# Record extracts
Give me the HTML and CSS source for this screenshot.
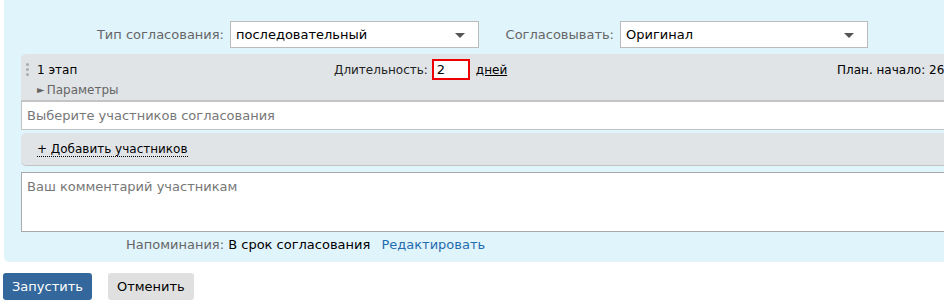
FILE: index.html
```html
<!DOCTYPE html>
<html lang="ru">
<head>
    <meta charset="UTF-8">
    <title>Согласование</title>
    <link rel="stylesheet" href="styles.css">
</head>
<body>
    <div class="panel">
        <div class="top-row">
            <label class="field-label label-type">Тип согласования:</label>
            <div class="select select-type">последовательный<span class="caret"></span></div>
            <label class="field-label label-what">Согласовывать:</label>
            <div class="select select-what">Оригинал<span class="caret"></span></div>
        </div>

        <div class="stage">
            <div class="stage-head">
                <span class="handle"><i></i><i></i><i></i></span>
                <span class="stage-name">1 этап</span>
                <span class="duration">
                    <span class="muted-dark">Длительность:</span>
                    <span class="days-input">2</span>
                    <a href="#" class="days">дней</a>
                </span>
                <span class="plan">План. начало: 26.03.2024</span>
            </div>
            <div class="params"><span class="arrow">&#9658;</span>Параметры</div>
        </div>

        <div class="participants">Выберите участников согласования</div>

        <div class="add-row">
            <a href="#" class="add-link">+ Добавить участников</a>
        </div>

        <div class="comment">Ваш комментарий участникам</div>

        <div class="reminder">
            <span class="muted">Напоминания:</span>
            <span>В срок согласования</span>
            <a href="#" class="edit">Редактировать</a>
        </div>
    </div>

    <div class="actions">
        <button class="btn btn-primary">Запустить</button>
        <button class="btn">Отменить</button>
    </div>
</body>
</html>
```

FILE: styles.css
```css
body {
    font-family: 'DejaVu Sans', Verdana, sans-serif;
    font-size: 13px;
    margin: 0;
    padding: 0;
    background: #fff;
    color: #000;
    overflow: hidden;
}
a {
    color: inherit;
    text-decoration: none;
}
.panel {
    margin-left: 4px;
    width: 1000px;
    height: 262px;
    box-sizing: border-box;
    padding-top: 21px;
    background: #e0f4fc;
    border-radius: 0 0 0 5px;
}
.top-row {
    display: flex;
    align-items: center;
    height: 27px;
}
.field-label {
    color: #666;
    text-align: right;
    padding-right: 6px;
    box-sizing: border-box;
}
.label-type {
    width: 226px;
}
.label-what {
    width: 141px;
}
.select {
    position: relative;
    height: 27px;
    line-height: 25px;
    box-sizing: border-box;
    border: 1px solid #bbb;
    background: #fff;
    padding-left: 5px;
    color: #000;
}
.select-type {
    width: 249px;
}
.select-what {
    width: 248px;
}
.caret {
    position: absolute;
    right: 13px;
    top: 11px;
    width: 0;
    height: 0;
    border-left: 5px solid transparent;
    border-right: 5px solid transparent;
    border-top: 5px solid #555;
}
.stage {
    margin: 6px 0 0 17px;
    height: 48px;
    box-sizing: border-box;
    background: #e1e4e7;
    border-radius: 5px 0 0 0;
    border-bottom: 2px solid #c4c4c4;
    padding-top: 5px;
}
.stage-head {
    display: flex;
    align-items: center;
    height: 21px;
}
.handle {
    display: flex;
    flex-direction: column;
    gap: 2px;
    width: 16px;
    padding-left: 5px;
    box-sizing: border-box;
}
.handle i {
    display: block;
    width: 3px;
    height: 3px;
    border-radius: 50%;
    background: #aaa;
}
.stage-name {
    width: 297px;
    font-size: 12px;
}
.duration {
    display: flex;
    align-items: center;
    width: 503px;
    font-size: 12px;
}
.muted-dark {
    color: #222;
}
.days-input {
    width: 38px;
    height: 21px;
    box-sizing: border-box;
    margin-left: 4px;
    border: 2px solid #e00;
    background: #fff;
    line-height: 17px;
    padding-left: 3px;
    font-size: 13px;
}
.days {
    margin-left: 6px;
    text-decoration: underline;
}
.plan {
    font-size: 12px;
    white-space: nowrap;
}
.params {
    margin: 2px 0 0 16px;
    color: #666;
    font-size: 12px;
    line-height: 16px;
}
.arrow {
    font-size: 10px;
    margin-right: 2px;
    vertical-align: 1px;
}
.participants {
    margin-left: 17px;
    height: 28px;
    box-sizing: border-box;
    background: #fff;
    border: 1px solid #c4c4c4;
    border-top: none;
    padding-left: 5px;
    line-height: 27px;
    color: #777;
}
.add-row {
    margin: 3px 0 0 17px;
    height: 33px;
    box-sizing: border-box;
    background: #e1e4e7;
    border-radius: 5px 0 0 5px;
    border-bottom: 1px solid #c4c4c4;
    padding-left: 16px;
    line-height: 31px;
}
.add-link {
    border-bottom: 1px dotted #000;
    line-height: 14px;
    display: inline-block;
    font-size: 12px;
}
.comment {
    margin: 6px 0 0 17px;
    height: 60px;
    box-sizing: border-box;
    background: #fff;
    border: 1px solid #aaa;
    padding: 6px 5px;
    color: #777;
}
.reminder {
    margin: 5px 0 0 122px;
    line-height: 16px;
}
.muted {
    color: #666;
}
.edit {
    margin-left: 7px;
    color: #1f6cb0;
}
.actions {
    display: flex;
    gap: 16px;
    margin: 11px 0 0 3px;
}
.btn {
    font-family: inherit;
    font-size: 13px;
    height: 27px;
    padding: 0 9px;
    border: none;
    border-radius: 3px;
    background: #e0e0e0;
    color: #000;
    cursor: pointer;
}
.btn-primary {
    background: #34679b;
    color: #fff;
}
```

* * *

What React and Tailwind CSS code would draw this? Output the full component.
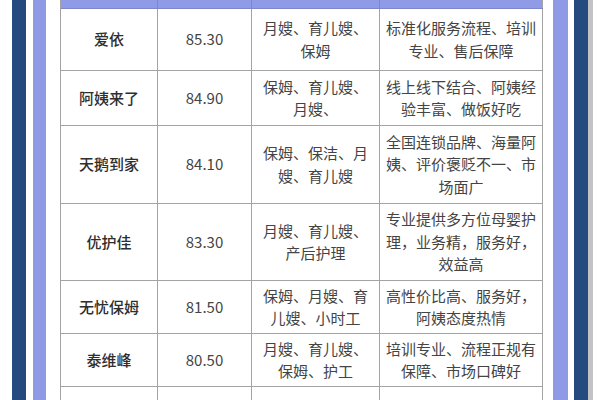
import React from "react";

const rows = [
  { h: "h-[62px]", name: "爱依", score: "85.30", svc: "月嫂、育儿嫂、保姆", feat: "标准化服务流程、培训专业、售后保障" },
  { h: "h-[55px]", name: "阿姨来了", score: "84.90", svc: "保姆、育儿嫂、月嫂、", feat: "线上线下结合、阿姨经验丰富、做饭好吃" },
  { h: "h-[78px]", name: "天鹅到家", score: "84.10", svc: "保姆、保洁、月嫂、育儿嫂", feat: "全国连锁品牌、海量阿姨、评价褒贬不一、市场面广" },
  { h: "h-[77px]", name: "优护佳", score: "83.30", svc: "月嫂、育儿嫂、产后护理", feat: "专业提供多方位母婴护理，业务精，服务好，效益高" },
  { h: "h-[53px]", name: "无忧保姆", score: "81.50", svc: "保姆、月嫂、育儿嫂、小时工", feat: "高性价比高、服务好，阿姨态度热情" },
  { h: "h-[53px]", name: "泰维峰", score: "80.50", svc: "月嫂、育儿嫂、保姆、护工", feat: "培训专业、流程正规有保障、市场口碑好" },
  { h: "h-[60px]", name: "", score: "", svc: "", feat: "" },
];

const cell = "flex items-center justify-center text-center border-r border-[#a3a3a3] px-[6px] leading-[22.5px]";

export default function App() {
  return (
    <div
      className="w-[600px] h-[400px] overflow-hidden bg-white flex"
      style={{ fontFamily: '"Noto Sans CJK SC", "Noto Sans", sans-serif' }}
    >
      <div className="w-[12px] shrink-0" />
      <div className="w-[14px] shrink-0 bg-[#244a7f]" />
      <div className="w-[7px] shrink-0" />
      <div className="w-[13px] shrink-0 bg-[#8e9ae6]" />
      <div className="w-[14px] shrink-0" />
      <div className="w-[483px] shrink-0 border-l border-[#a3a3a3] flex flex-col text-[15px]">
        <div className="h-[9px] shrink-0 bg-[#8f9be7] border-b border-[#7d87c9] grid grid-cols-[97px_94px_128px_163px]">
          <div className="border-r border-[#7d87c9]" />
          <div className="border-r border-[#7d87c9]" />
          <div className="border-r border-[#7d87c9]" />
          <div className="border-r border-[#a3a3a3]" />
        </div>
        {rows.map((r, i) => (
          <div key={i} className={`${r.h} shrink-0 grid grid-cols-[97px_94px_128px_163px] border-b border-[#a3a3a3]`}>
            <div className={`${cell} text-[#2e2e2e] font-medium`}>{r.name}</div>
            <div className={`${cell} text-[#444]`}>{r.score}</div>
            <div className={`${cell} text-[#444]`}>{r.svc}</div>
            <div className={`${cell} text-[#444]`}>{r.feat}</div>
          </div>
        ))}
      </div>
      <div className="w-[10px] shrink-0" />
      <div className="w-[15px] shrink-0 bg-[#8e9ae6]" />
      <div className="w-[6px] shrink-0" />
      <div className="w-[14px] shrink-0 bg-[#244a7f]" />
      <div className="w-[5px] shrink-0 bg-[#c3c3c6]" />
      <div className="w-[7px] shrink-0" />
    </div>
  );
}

* * *

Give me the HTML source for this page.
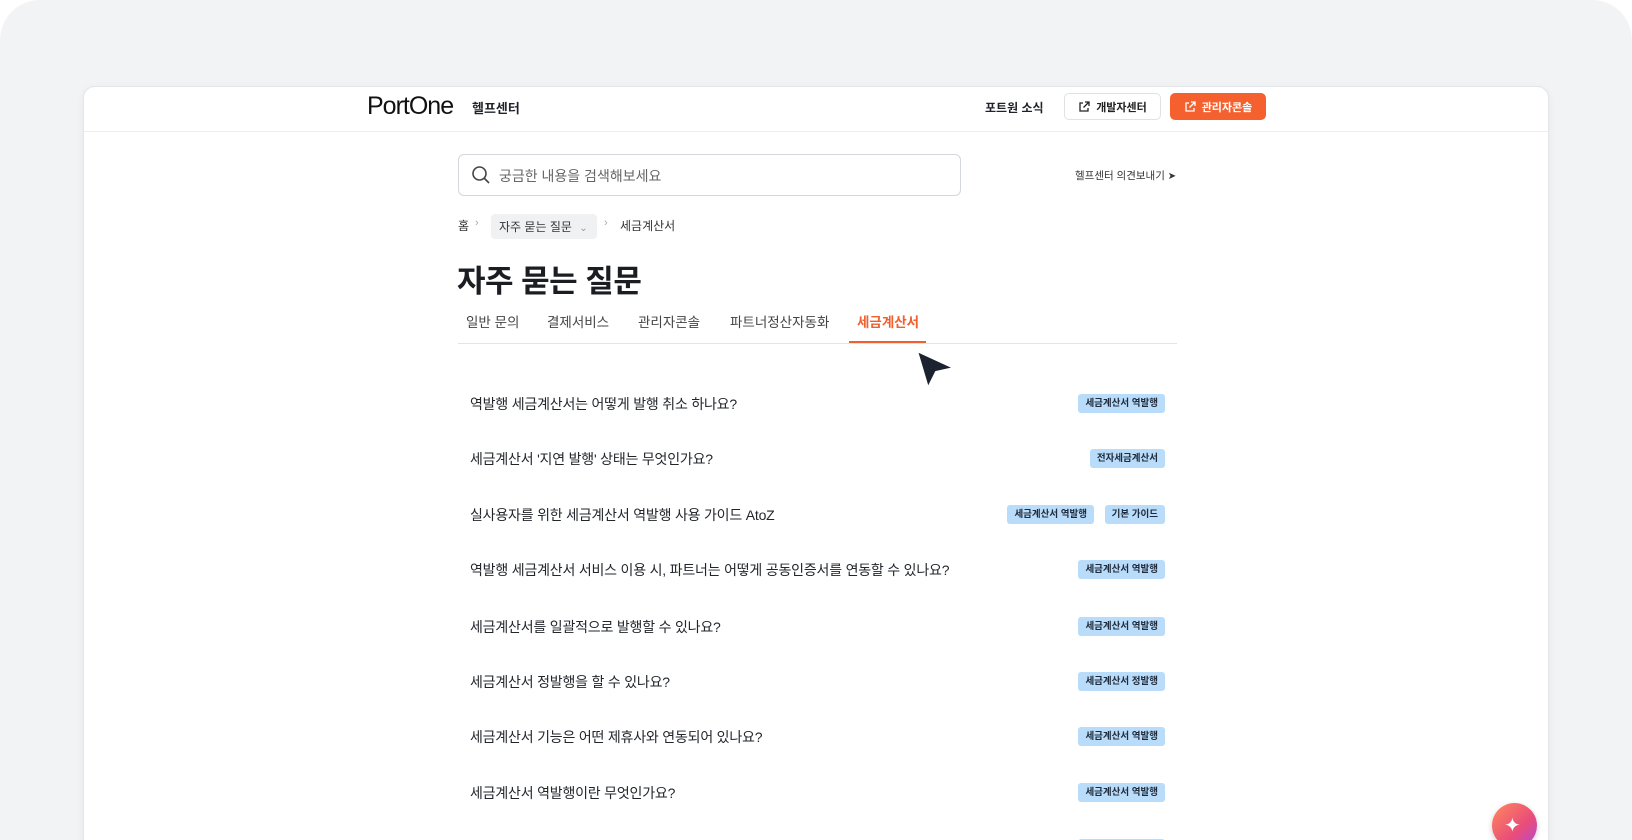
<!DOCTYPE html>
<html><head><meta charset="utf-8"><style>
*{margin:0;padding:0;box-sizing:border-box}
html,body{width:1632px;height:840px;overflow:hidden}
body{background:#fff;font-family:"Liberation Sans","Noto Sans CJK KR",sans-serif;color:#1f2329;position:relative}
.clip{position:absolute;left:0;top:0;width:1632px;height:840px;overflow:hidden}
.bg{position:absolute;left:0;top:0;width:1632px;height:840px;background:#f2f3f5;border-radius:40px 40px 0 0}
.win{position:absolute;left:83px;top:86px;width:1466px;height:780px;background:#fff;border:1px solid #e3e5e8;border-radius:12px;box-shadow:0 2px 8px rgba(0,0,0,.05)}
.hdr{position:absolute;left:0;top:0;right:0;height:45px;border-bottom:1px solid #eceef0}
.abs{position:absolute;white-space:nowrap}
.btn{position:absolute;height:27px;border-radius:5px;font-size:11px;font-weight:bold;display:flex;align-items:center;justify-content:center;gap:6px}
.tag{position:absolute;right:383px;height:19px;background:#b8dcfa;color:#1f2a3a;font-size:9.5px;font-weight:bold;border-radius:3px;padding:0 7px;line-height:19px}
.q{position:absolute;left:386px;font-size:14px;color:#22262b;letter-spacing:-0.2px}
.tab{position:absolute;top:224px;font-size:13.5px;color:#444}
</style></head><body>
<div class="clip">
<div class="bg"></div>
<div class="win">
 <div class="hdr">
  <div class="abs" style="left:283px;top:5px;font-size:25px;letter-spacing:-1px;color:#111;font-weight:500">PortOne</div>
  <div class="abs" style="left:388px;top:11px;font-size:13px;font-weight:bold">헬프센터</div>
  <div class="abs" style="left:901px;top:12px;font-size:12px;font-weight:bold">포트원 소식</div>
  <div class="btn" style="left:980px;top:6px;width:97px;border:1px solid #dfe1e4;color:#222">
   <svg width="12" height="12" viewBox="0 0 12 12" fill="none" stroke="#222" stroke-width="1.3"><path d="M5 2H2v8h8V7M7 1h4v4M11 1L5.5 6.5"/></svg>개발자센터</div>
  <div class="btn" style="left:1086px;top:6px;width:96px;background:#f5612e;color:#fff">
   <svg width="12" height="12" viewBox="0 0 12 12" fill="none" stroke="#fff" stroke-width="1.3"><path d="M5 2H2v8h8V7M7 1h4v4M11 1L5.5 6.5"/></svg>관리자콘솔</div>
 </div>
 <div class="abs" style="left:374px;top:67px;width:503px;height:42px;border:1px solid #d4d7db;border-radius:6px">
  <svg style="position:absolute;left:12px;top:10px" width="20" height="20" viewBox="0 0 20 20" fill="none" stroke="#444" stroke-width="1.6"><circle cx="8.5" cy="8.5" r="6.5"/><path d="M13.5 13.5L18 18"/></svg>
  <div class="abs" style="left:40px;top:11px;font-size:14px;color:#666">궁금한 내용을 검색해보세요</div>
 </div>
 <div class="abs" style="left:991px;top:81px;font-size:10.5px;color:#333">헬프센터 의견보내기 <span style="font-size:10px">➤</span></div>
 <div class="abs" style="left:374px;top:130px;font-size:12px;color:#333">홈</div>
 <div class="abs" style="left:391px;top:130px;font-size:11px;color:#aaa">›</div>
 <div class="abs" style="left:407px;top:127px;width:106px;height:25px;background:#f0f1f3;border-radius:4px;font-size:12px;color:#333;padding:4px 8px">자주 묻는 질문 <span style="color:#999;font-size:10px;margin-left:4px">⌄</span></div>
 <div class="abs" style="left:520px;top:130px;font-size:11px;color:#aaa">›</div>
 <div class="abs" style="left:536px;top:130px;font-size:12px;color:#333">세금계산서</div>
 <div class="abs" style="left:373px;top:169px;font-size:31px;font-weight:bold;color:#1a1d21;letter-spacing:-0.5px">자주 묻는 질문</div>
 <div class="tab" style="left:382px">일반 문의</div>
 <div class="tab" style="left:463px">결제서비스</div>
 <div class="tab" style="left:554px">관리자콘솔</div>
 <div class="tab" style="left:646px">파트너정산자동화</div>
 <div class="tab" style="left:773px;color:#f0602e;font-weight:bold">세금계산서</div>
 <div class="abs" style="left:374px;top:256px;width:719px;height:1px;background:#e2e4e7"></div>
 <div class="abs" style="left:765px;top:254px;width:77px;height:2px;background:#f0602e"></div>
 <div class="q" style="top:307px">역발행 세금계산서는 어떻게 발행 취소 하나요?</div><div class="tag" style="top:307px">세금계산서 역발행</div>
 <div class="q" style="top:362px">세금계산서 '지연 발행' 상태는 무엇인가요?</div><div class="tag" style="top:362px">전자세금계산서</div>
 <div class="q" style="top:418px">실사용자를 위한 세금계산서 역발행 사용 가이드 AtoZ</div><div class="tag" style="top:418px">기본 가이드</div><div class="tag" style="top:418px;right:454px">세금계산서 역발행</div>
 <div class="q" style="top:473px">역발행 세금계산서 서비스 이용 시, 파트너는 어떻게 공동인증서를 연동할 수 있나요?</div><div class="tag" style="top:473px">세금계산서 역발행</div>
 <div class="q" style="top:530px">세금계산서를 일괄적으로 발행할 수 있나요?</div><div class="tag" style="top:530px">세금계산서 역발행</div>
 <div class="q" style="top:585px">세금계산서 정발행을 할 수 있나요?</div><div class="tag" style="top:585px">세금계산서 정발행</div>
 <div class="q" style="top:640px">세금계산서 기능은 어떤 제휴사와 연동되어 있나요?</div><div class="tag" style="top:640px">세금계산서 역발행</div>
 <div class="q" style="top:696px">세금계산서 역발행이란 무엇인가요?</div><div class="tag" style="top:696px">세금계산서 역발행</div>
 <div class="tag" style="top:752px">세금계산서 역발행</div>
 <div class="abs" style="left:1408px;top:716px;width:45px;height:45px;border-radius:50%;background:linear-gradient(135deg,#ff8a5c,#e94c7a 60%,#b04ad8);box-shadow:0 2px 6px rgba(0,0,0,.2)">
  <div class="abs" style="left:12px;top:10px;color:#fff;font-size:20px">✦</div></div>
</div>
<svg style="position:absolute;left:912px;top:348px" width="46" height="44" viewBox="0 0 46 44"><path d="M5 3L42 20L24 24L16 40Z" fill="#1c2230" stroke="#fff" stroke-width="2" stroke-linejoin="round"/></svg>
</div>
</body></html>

# Stated problem
Pictures stay out: repeat exactly only the lines from the one with "What React and" through the one with "import React from".

# Written solution
What React and Tailwind CSS code would draw this? Output the full component.
import React from "react";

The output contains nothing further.